La pesadilla de volar

Si es inevitable someterse a torturantes y molestos controles, es necesario que los inspectores del TSA aprendan a comportarse de una manera más gentil y con un mejor adiestramiento.

¿Recuerdan la escandalosa novela que en los años setenta publicó la autora estadounidense Erica Jong? Su titulaba Miedo a volar y la protagonista, la desinhibida Isadora Zelda, se dedicaba a tener breves encuentros sexuales con extraños en los lavabos de los aviones.

El libro de Jong fue unbestseller instantáneo. Todo el mundo quería saber cómo demonios se puede alcanzar un orgasmo en un claustrofóbico excusado mientras fuera aguarda una cola de impacientes pasajeros. El díscolo personaje, que en aquella época se convirtió en símbolo de la liberación femenina, parecía aliviar su temor a volar por medio de un agitado trajín sexual entre nubes. Hoy, sin embargo, la tal Isadora habría abordado la nave tan exhausta que ni ganas le quedarían para acrobacias eróticas.

Los aeropuertos en Estados Unidos se han convertido en una pesadilla de cuento de terror, cuyo punto álgido consiste en sobrevivir a las humillaciones y el maltrato que muchos empleados de la Agencia de Seguridad de Transporte (TSA) dispensan a los viajeros a la hora de pasar los controles. En la larga y lenta fila hasta alcanzar los detectores, los agentes suelen dirigirse a la gente en tono ríspido y con gestos desafiantes. Uno no sabe bien si está a punto de emprender un placentero viaje o de ingresar en un campo de detención. La mayoría de este personal supervisado por Homeland Security parece no haber recibido entrenamiento para tratar cortésmente a quienes han comprado un billete de avión y a cambio esperan un servicio amable y no la amenaza de una coz.
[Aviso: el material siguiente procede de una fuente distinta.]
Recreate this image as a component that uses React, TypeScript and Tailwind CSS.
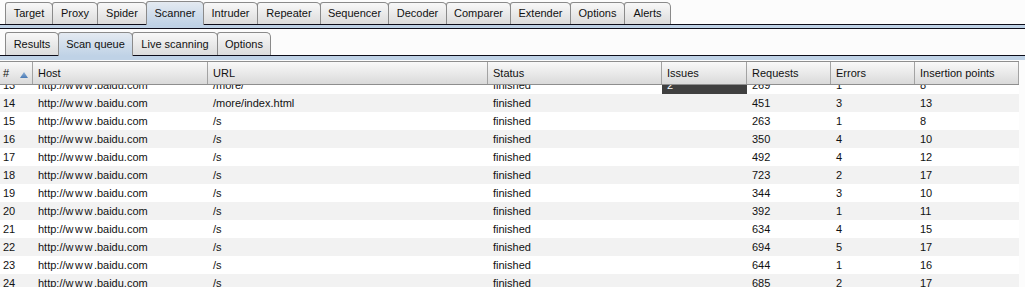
import React from "react";

type TabDef = { label: string; w: string; selected?: boolean };

const topTabs: TabDef[] = [
  { label: "Target", w: "w-[48px]" },
  { label: "Proxy", w: "w-[46px]" },
  { label: "Spider", w: "w-[50px]" },
  { label: "Scanner", w: "w-[58px]", selected: true },
  { label: "Intruder", w: "w-[55px]" },
  { label: "Repeater", w: "w-[64px]" },
  { label: "Sequencer", w: "w-[69px]" },
  { label: "Decoder", w: "w-[59px]" },
  { label: "Comparer", w: "w-[65px]" },
  { label: "Extender", w: "w-[61px]" },
  { label: "Options", w: "w-[55px]" },
  { label: "Alerts", w: "w-[47px]" },
];

const subTabs: TabDef[] = [
  { label: "Results", w: "w-[54px]" },
  { label: "Scan queue", w: "w-[75px]", selected: true },
  { label: "Live scanning", w: "w-[86px]" },
  { label: "Options", w: "w-[54px]" },
];

function Tab({ t, first, sub }: { t: TabDef; first: boolean; sub?: boolean }) {
  const base =
    "relative flex items-center justify-center border border-b-0 border-[#8a8a8a] rounded-tl-[3px] rounded-tr-[5px] text-[#111]";
  const pos = first ? "" : "-ml-px";
  if (t.selected) {
    return (
      <div
        className={`${base} ${pos} ${t.w} h-[24px] -mb-px z-10 bg-gradient-to-b from-[#e4eaf1] to-[#bfd2e6]`}
      >
        <span className="-mt-px">{t.label}</span>
      </div>
    );
  }
  return (
    <div
      className={`${base} ${pos} ${t.w} ${sub ? "h-[23px]" : "h-[22px]"} bg-gradient-to-b from-[#f8f8f8] to-[#dcdcdc]`}
    >
      <span>{t.label}</span>
    </div>
  );
}

const colW = [
  "w-[33px] pl-[3px]",
  "w-[175px] pl-[5px]",
  "w-[280px] pl-[5px]",
  "w-[174px] pl-[5px]",
  "w-[85px] pl-[5px]",
  "w-[84px] pl-[5px]",
  "w-[84px] pl-[5px]",
  "w-[104px] pl-[5px]",
];

const headers = ["#", "Host", "URL", "Status", "Issues", "Requests", "Errors", "Insertion points"];

const rows: [string, string, string, string, string, string, string, string][] = [
  ["13", "http://www.baidu.com", "/more/", "finished", "2", "269", "1", "8"],
  ["14", "http://www.baidu.com", "/more/index.html", "finished", "", "451", "3", "13"],
  ["15", "http://www.baidu.com", "/s", "finished", "", "263", "1", "8"],
  ["16", "http://www.baidu.com", "/s", "finished", "", "350", "4", "10"],
  ["17", "http://www.baidu.com", "/s", "finished", "", "492", "4", "12"],
  ["18", "http://www.baidu.com", "/s", "finished", "", "723", "2", "17"],
  ["19", "http://www.baidu.com", "/s", "finished", "", "344", "3", "10"],
  ["20", "http://www.baidu.com", "/s", "finished", "", "392", "1", "11"],
  ["21", "http://www.baidu.com", "/s", "finished", "", "634", "4", "15"],
  ["22", "http://www.baidu.com", "/s", "finished", "", "694", "5", "17"],
  ["23", "http://www.baidu.com", "/s", "finished", "", "644", "1", "16"],
  ["24", "http://www.baidu.com", "/s", "finished", "", "685", "2", "17"],
];

function HostText({ v }: { v: string }) {
  const m = v.match(/^(https?:\/\/)(www)(.*)$/);
  if (!m) return <>{v}</>;
  return (
    <span>
      {m[1]}
      <span className="tracking-[1.5px]">{m[2]}</span>
      {m[3]}
    </span>
  );
}

export default function App() {
  return (
    <div className="w-[1025px] h-[287px] overflow-hidden bg-[#fcfcfc] font-['Liberation_Sans',Arial,sans-serif] text-[11px] leading-none">
      {/* top tabs */}
      <div className="relative z-10 flex items-end h-[24px] pl-[5px]">
        {topTabs.map((t, i) => (
          <Tab key={t.label} t={t} first={i === 0} />
        ))}
      </div>
      <div className="h-[5px] border-t border-b border-[#0d0d1a] bg-[#bfd2e6]" />
      {/* sub tabs */}
      <div className="relative z-10 flex items-end h-[26px] pl-[5px]">
        {subTabs.map((t, i) => (
          <Tab key={t.label} t={t} first={i === 0} sub />
        ))}
      </div>
      <div className="h-[5px] border-t border-[#0d0d1a] bg-[#bfd2e6]" />
      <div className="h-px bg-[#fcfcfc]" />
      {/* table */}
      <div className="flex">
        <div className="w-[1019px] flex flex-col">
          <div className="relative z-10 flex h-[24px] border-t border-b border-[#8e8e8e] bg-gradient-to-b from-[#f9f9f9] to-[#dadada] text-[#111]">
            {headers.map((h, i) => (
              <div
                key={h}
                className={`${colW[i]} relative flex items-center border-r border-[#a3a3a3] h-full`}
              >
                <span>{h}</span>
                {i === 0 && (
                  <svg className="absolute left-[20px] top-[10px]" width="8" height="6" viewBox="0 0 8 6">
                    <defs>
                      <linearGradient id="sa" x1="0" y1="0" x2="0" y2="1">
                        <stop offset="0" stopColor="#8fb0d6" />
                        <stop offset="1" stopColor="#4a7bb5" />
                      </linearGradient>
                    </defs>
                    <polygon points="4,0 8,6 0,6" fill="url(#sa)" />
                  </svg>
                )}
              </div>
            ))}
          </div>
          <div className="h-[202px] overflow-hidden">
            <div className="-mt-[9px]">
              {rows.map((r, ri) => (
                <div
                  key={r[0]}
                  className={`flex h-[18px] text-[#111] ${ri % 2 === 1 ? "bg-[#f2f2f2]" : "bg-white"}`}
                >
                  {r.map((c, ci) => (
                    <div
                      key={ci}
                      className={`${colW[ci]} flex items-center h-full ${
                        ci === 4 && c !== "" ? "bg-[#404040] text-white" : ""
                      }`}
                    >
                      {ci === 1 ? <HostText v={c} /> : c}
                    </div>
                  ))}
                </div>
              ))}
            </div>
          </div>
        </div>
        <div className="flex-1 bg-[#fcfcfc]" />
      </div>
    </div>
  );
}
Por si fuera poco la humillación de tanta mortificación innecesaria, ahora han añadido revisiones corporales que van más allá del leve palpamiento. El asunto ha subido de tono con tocamientos embarazosos y, según informan los medios, incluso risas y comentarios de mal gusto entre unos agentes que no son precisamente expertos de la NASA. Unos nuevos y sofisticados escáneres que muestran hasta el contorno de nuestras amígdalas pueden provocar situaciones harto delicadas: por ejemplo, si alguien tiene instalada una bomba de insulina, ésta es considerada un objeto extraño y la persona podría estar sujeta a registros hasta en sus partes pudendas. ¿Sucederá lo mismo con las bombitas que muchos hombres llevan para prevenir la disfunción eréctil? ¿Y qué harán estos sabuesos humanos cuando detecten en la pantalla lo que podría ser un tampón o un dispositivo intrauterino o DUI? ¿Hasta dónde inspeccionarán en la intimidad de la mujer para descartar la posibilidad de que porten en su interior un innovador explosivo?

Todo el mundo está de acuerdo en que la vigilancia es vital desde los atentados del 9-11, pero el límite entre una inspección apropiada y lo que atenta contra la privacidad de las personas ya es tema de debate nacional. Los defensores de las libertades civiles comienzan a estudiar los casos de presuntos abusos. Entretanto las autoridades quieren restarle importancia a los desagradables incidentes que se multiplican en los aeropuertos.

Si es inevitable someterse a torturantes y molestos controles, es necesario que los inspectores del TSA aprendan a comportarse de una manera más gentil y con un mejor adiestramiento. ¿Por qué los viajeros tienen que callar y resignarse cuando reciben un trato carcelario antes de subir a la aeronave? ¿Quién nos defiende en las terminales de las arbitrariedades y excesos de trabajadores mal preparados?

Después de ver retratada el último rincón de su anatomía y sufrir el dudoso manoseo de unos desconocidos con malas pulgas, la traviesa Isadora Zelda se habría tomado un Xanax nada más ocupar su asiento en el avión. Un revolcón en las alturas ya no es nada comparado a los vapuleos en los aeropuertos.